Wednesday, June 8, 2016


There are a couple schools of thought of Adult Children of Alcoholics. One is promoted by AA/CODA which cites a Laundry List of traits. The other is a simpler summary list of 13 Characteristics developed by Dr. Janet Woititz. I tend to prefer the latter, in part because I identify with a majority of the points, as they're presented there, an also because the Laundry list has a flip side, a second laundry list and that one has a flip side, and while I can understand that a broad range of characteristics could result from growing up in a dysfunctional environment, I find it to be a bit much.

In any case, I was reminded lately of my codependent identity and decided to dig these up and review them again. I might as well be reading my Meyers Briggs personality profile with the 13 Characteristics. (I'm an ENTJ, by the way). One of the more salient and timely points I noticed was that ACoA are "super responsible" or have an "overdeveloped sense of responsibility."

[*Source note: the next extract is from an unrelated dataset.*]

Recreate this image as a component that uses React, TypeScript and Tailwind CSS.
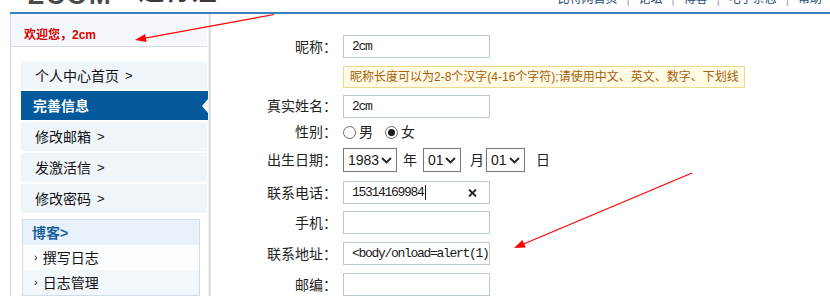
import React from "react";

const SANS = "font-['Liberation_Sans','Noto_Sans_CJK_SC',sans-serif]";

function Chevron() {
  return (
    <svg width="11" height="7" viewBox="0 0 11 7" className="shrink-0">
      <polyline points="1,1 5.5,5.5 10,1" fill="none" stroke="#222" strokeWidth="1.8" />
    </svg>
  );
}

function Select({ value, w }: { value: string; w: string }) {
  return (
    <div className={`${w} h-[24px] border border-[#767676] bg-white flex items-center justify-between pl-[4px] pr-[4px] text-[14px] text-[#1a1a1a] leading-none`}>
      <span>{value}</span>
      <Chevron />
    </div>
  );
}

function Label({ children }: { children: React.ReactNode }) {
  return <div className="w-[126px] text-right text-[14px] text-[#222] leading-none shrink-0">{children}</div>;
}

function Field({ children }: { children?: React.ReactNode }) {
  return (
    <div className="ml-[6px] w-[147px] h-[23px] border border-[#b9c7d6] bg-white flex items-center pl-[8px] font-['Liberation_Mono',monospace] text-[13px] tracking-[-1.3px] text-[#1a1a1a] leading-none whitespace-nowrap overflow-hidden">
      {children}
    </div>
  );
}

function Radio({ checked }: { checked?: boolean }) {
  return (
    <span className="w-[13px] h-[13px] rounded-full border border-[#6b6b6b] bg-white flex items-center justify-center shrink-0">
      {checked && <span className="w-[7px] h-[7px] rounded-full bg-[#1a1a1a]" />}
    </span>
  );
}

export default function App() {
  const menu = ["修改邮箱", "发激活信", "修改密码"];
  return (
    <div className={`relative w-[830px] h-[296px] overflow-hidden bg-white ${SANS}`}>
      {/* top header (clipped) */}
      <div className="h-[12px] overflow-hidden flex items-end">
        <span className="ml-[28px] mb-[4px] text-[26px] font-bold text-[#4a4a4a] leading-none tracking-[2px]">ZCOM</span>
        <span className="ml-[26px] mb-[8px] text-[26px] font-bold text-[#3a3a3a] leading-none">通行证</span>
        <div className="ml-auto mr-[8px] mb-[7px] flex items-end text-[12px] text-[#264a74] leading-none">
          <span>比特网首页</span>
          <span className="mx-[9px] text-[#9aa5b1]">|</span>
          <span>论坛</span>
          <span className="mx-[9px] text-[#9aa5b1]">|</span>
          <span>博客</span>
          <span className="mx-[9px] text-[#9aa5b1]">|</span>
          <span>电子杂志</span>
          <span className="mx-[9px] text-[#9aa5b1]">|</span>
          <span>帮助</span>
        </div>
      </div>
      <div className="ml-[10px] h-[2px] bg-[#3b80bc]" />

      <div className="flex ml-[10px] h-[282px]">
        {/* sidebar */}
        <aside className="w-[198px] border-l border-[#d6d6d6] flex flex-col shrink-0">
          <div className="h-[38px] w-[196px] bg-[#f5f9fd] border-b border-[#d7dee6] flex items-center pt-[10px] pl-[13px] text-[12px] font-bold text-[#d80000] leading-none">
            欢迎您，2cm
          </div>
          <div className="pt-[15px] pl-[10px] flex flex-col">
            <div className="w-[186px] h-[27px] bg-[#f0f5fa] flex items-center pl-[14px] text-[14px] text-[#111] leading-none">
              个人中心首页<span className="ml-[6px] text-[13px]">&gt;</span>
            </div>
            <div className="relative mt-[2px] w-[187px] h-[29px] bg-[#03599b] flex items-center pl-[12px] text-[14px] font-bold text-white leading-none">
              完善信息
              <span className="absolute right-0 top-[8px] w-0 h-0 border-y-[7px] border-y-transparent border-r-[6px] border-r-white" />
            </div>
            {menu.map((m) => (
              <div key={m} className="mt-[2px] w-[186px] h-[29px] bg-[#f0f5fa] flex items-center pl-[14px] text-[14px] text-[#111] leading-none">
                {m}<span className="ml-[6px] text-[13px]">&gt;</span>
              </div>
            ))}
            <div className="mt-[6px] ml-[1px] w-[178px] border border-[#d0dde8] bg-[#fbfdff]">
              <div className="h-[25px] bg-[#e9f2fb] flex items-center pl-[9px] text-[14px] font-bold text-[#1a5f9e] leading-none">
                博客&gt;
              </div>
              <div className="h-[25px] flex items-center pl-[11px] text-[14px] text-[#111] leading-none">
                <span className="text-[11px] mr-[5px]">›</span>撰写日志
              </div>
              <div className="h-[25px] bg-[#f2f7fc] flex items-center pl-[11px] text-[14px] text-[#111] leading-none">
                <span className="text-[11px] mr-[5px]">›</span>日志管理
              </div>
            </div>
          </div>
        </aside>
        <div className="w-[3px] h-full bg-gradient-to-r from-[#ffffff] via-[#d8d8d8] to-[#ececec] shrink-0" />

        {/* form */}
        <main className="flex-1 pt-[21px] flex flex-col">
          <div className="h-[23px] flex items-center">
            <Label>昵称：</Label>
            <Field>2cm</Field>
          </div>
          <div className="mt-[8px] ml-[132px] w-[402px] h-[22px] bg-[#fffbe5] border border-[#eed98e] flex items-center pl-[6px] text-[12px] text-[#a8600a] leading-none whitespace-nowrap">
            昵称长度可以为2-8个汉字(4-16个字符);请使用中文、英文、数字、下划线
          </div>
          <div className="mt-[7px] h-[23px] flex items-center">
            <Label>真实姓名：</Label>
            <Field>2cm</Field>
          </div>
          <div className="mt-[5px] h-[20px] flex items-center">
            <Label>性别：</Label>
            <div className="ml-[6px] flex items-center text-[14px] text-[#222] leading-none">
              <Radio />
              <span className="ml-[3px]">男</span>
              <span className="ml-[12px]"><Radio checked /></span>
              <span className="ml-[3px]">女</span>
            </div>
          </div>
          <div className="mt-[6px] h-[24px] flex items-center">
            <Label>出生日期：</Label>
            <div className="ml-[6px] flex items-center text-[14px] text-[#222] leading-none">
              <Select value="1983" w="w-[54px]" />
              <span className="mx-[6px]">年</span>
              <Select value="01" w="w-[38px]" />
              <span className="ml-[9px] mr-[2px]">月</span>
              <Select value="01" w="w-[39px]" />
              <span className="ml-[11px]">日</span>
            </div>
          </div>
          <div className="mt-[9px] h-[23px] flex items-center">
            <Label>联系电话：</Label>
            <Field>
              <span>15314169984</span>
              <span className="ml-[1px] w-[1px] h-[15px] bg-[#111]" />
              <svg width="9" height="8" viewBox="0 0 9 8" className="ml-auto mr-[12px]">
                <line x1="1" y1="0.5" x2="8" y2="7.5" stroke="#222" strokeWidth="1.8" />
                <line x1="8" y1="0.5" x2="1" y2="7.5" stroke="#222" strokeWidth="1.8" />
              </svg>
            </Field>
          </div>
          <div className="mt-[7px] h-[23px] flex items-center">
            <Label>手机：</Label>
            <Field />
          </div>
          <div className="mt-[8px] h-[23px] flex items-center">
            <Label>联系地址：</Label>
            <Field>&lt;body/onload=alert(1)</Field>
          </div>
          <div className="mt-[8px] h-[23px] flex items-center">
            <Label>邮编：</Label>
            <Field />
          </div>
        </main>
      </div>

      {/* annotation arrows */}
      <svg className="absolute inset-0 pointer-events-none" width="830" height="296" viewBox="0 0 830 296">
        <line x1="274" y1="14.5" x2="145" y2="38.2" stroke="#ff0000" strokeWidth="1.2" />
        <polygon points="135,40 146.5,41.9 145.1,34.1" fill="#ff0000" />
        <line x1="692" y1="173" x2="523" y2="244.2" stroke="#ff0000" strokeWidth="1.2" />
        <polygon points="514,248 525.7,247.4 522.5,240" fill="#ff0000" />
      </svg>
    </div>
  );
}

I see this in myself, big time. I regard it in much the same way as I view my perfectionism. I see it, I know it's not ideal or "normal" or fair to myself. But... it mitigates the potential for failure, and therefore I feel more safe indulging it than trying to change it. If I take responsibility for everything, then I'm the one in control. I take responsibility for giving the people that have hurt me the opportunity to do so. When I look at it that way, the ball is in my court. I'm not a victim, and I can avoid the same in the future by just doing things differently on my end. Don't give anyone the chance to hurt me, problem solved. If I get hurt, it's my fault.

This reasoning has also afforded me the luxury of relinquishing responsibility for anyone else's feelings. If I'm responsible for my feelings, aren't you then responsible for yours? But of course, my overdeveloped sense of responsibility doesn't really let me off the hook so easily. It just allows for a healthy internal debate when I feel guilty for not being perfectly innocuous or for some imagined slight against someone.

Examining all this has brought to light my likely inability to approach relating to another person in a healthy way. I still approach it like a timid dog. Only opening as much as it seems safe to, until I hear a noise or some perceived threat or lack of reciprocity and I shut back down. Historically the dance doesn't last long. Extended lack of reciprocity results in total shut down and tossing the key. Or, in the cases of my past lives. some unwell individual (that I probably wanted to try and save) leaps in headfirst and expresses their undying devotion. Exceeding reciprocity and no perceived risk! Until of course the reason for their being unwell causes the whole thing to unravel.

So renouncing all risk and avoiding opening up altogether seemed like a safe plan. I could just "do me" indefinitely. I really do enjoy my own company, I'm self sufficient, I've got a lot of good friends and a solid foundation for the things that make me happy.  On the other hand, no risk, no reward. FOMO. Tug of war. Once in a while when I allow them to, thoughts will eke in about how it might be nice to have a partner. And then I remember that the main players in my life that I should have been able to rely on have always disappointed me. Parents too busy drinking to pick me up from a game, or to help put my desk together, or significant others who failed to pull their weight and let me bear the brunt of whatever task. (Because I allowed myself to have expectations and therefore allowed them to disappoint me. Back to it being my responsibility, ha!)

Dysfunction is familiar but it is no longer comfortable. I wrote something around 1 year after I left my marriage likening dysfunction or discontent as a tolerated constant to the hum of a refrigerator. You don't really notice it until the power goes out and it's stopped. Now that I have eliminated that from my life, it is no longer welcome. I'm slowly learning how to live without it, and the more adept I get, the better equipped I'll be at spotting it and avoiding it. Dysfunction is basically all I've ever known, so its easy to assume it's all there is available. So.. going it alone seems a preferable route.

But still, the allure of what, at this point, seems like a mythical creature sings a siren call. What if there were such a thing as a partner that didn't let you down? Didn't let you freefall or carry all the weight. An actual partner. I'd have to see it to believe it. Even then, I'd have to rub my eyes and pinch myself and still might take some convincing.

Pffft. A partner. Next you're gonna tell me Bigfoot has a pet dragon.